━━━━━ Provided data

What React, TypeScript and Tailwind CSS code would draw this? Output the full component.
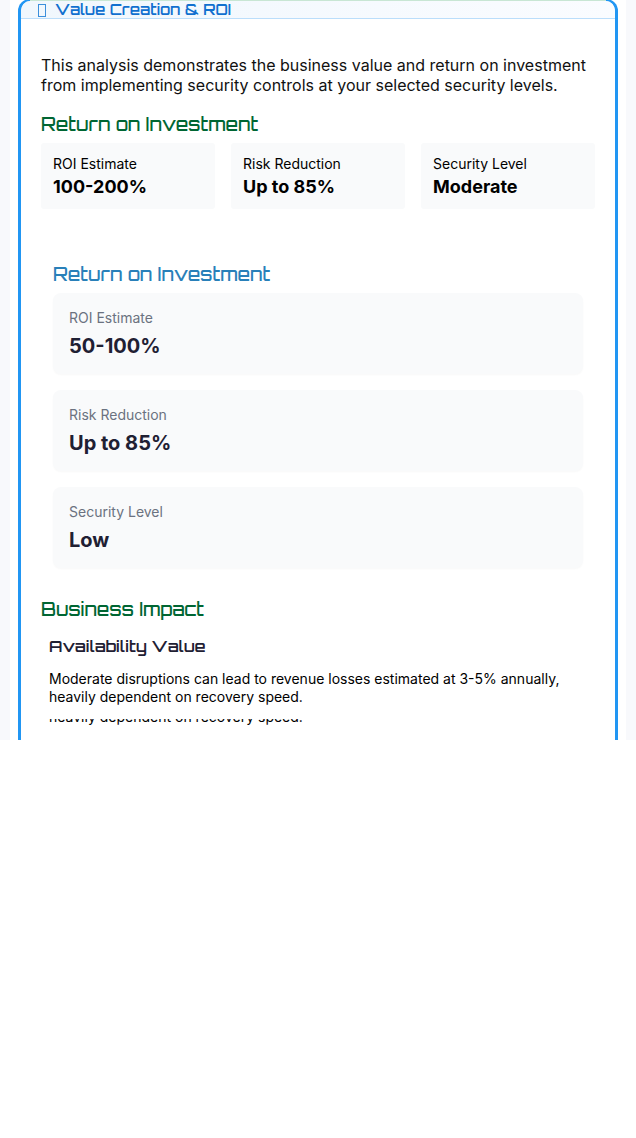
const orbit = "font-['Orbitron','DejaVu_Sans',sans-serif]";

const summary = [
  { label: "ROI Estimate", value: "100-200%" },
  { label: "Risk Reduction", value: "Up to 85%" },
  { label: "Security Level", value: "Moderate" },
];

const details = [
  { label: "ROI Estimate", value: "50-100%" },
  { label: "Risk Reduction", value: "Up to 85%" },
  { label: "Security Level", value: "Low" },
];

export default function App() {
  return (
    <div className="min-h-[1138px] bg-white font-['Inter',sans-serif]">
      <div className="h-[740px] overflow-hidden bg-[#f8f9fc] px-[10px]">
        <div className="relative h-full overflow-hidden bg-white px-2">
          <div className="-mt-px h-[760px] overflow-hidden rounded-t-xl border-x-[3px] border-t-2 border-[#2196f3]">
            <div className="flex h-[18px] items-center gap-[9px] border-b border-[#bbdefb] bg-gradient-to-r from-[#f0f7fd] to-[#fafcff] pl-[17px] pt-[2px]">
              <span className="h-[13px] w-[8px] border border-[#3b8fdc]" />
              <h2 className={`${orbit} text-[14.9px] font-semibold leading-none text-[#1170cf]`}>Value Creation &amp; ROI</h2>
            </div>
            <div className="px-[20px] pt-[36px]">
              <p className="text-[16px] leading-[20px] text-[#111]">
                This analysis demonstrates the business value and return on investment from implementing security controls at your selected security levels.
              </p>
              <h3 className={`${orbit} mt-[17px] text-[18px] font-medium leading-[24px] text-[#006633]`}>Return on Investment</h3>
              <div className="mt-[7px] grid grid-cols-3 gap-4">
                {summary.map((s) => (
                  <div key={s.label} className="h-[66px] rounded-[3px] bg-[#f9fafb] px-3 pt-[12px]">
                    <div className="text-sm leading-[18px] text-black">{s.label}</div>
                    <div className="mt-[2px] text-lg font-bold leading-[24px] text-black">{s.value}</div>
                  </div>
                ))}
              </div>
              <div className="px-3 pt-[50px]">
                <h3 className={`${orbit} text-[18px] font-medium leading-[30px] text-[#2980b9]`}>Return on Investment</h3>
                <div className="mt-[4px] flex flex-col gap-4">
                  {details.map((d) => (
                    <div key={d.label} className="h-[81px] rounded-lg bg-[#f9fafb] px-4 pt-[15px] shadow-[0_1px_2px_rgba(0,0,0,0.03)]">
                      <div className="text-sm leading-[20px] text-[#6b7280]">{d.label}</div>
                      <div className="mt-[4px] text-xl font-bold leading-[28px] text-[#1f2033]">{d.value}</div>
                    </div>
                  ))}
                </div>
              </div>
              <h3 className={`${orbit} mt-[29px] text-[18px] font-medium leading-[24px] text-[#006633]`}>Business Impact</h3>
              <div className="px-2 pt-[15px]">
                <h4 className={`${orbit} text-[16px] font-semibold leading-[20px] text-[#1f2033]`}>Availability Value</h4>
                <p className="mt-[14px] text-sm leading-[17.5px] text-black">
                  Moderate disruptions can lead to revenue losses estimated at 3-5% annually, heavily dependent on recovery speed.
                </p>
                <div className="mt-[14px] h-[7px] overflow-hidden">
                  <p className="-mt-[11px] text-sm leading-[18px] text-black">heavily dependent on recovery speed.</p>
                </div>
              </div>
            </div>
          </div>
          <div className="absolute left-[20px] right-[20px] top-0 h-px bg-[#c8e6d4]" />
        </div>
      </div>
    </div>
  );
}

━━━━━━━━━━

• [Exercise] Without the pictures, transcribe the listing above exactly.

• [Solution to this task]
What React, TypeScript and Tailwind CSS code would draw this? Output the full component.
const orbit = "font-['Orbitron','DejaVu_Sans',sans-serif]";

const summary = [
  { label: "ROI Estimate", value: "100-200%" },
  { label: "Risk Reduction", value: "Up to 85%" },
  { label: "Security Level", value: "Moderate" },
];

const details = [
  { label: "ROI Estimate", value: "50-100%" },
  { label: "Risk Reduction", value: "Up to 85%" },
  { label: "Security Level", value: "Low" },
];

export default function App() {
  return (
    <div className="min-h-[1138px] bg-white font-['Inter',sans-serif]">
      <div className="h-[740px] overflow-hidden bg-[#f8f9fc] px-[10px]">
        <div className="relative h-full overflow-hidden bg-white px-2">
          <div className="-mt-px h-[760px] overflow-hidden rounded-t-xl border-x-[3px] border-t-2 border-[#2196f3]">
            <div className="flex h-[18px] items-center gap-[9px] border-b border-[#bbdefb] bg-gradient-to-r from-[#f0f7fd] to-[#fafcff] pl-[17px] pt-[2px]">
              <span className="h-[13px] w-[8px] border border-[#3b8fdc]" />
              <h2 className={`${orbit} text-[14.9px] font-semibold leading-none text-[#1170cf]`}>Value Creation &amp; ROI</h2>
            </div>
            <div className="px-[20px] pt-[36px]">
              <p className="text-[16px] leading-[20px] text-[#111]">
                This analysis demonstrates the business value and return on investment from implementing security controls at your selected security levels.
              </p>
              <h3 className={`${orbit} mt-[17px] text-[18px] font-medium leading-[24px] text-[#006633]`}>Return on Investment</h3>
              <div className="mt-[7px] grid grid-cols-3 gap-4">
                {summary.map((s) => (
                  <div key={s.label} className="h-[66px] rounded-[3px] bg-[#f9fafb] px-3 pt-[12px]">
                    <div className="text-sm leading-[18px] text-black">{s.label}</div>
                    <div className="mt-[2px] text-lg font-bold leading-[24px] text-black">{s.value}</div>
                  </div>
                ))}
              </div>
              <div className="px-3 pt-[50px]">
                <h3 className={`${orbit} text-[18px] font-medium leading-[30px] text-[#2980b9]`}>Return on Investment</h3>
                <div className="mt-[4px] flex flex-col gap-4">
                  {details.map((d) => (
                    <div key={d.label} className="h-[81px] rounded-lg bg-[#f9fafb] px-4 pt-[15px] shadow-[0_1px_2px_rgba(0,0,0,0.03)]">
                      <div className="text-sm leading-[20px] text-[#6b7280]">{d.label}</div>
                      <div className="mt-[4px] text-xl font-bold leading-[28px] text-[#1f2033]">{d.value}</div>
                    </div>
                  ))}
                </div>
              </div>
              <h3 className={`${orbit} mt-[29px] text-[18px] font-medium leading-[24px] text-[#006633]`}>Business Impact</h3>
              <div className="px-2 pt-[15px]">
                <h4 className={`${orbit} text-[16px] font-semibold leading-[20px] text-[#1f2033]`}>Availability Value</h4>
                <p className="mt-[14px] text-sm leading-[17.5px] text-black">
                  Moderate disruptions can lead to revenue losses estimated at 3-5% annually, heavily dependent on recovery speed.
                </p>
                <div className="mt-[14px] h-[7px] overflow-hidden">
                  <p className="-mt-[11px] text-sm leading-[18px] text-black">heavily dependent on recovery speed.</p>
                </div>
              </div>
            </div>
          </div>
          <div className="absolute left-[20px] right-[20px] top-0 h-px bg-[#c8e6d4]" />
        </div>
      </div>
    </div>
  );
}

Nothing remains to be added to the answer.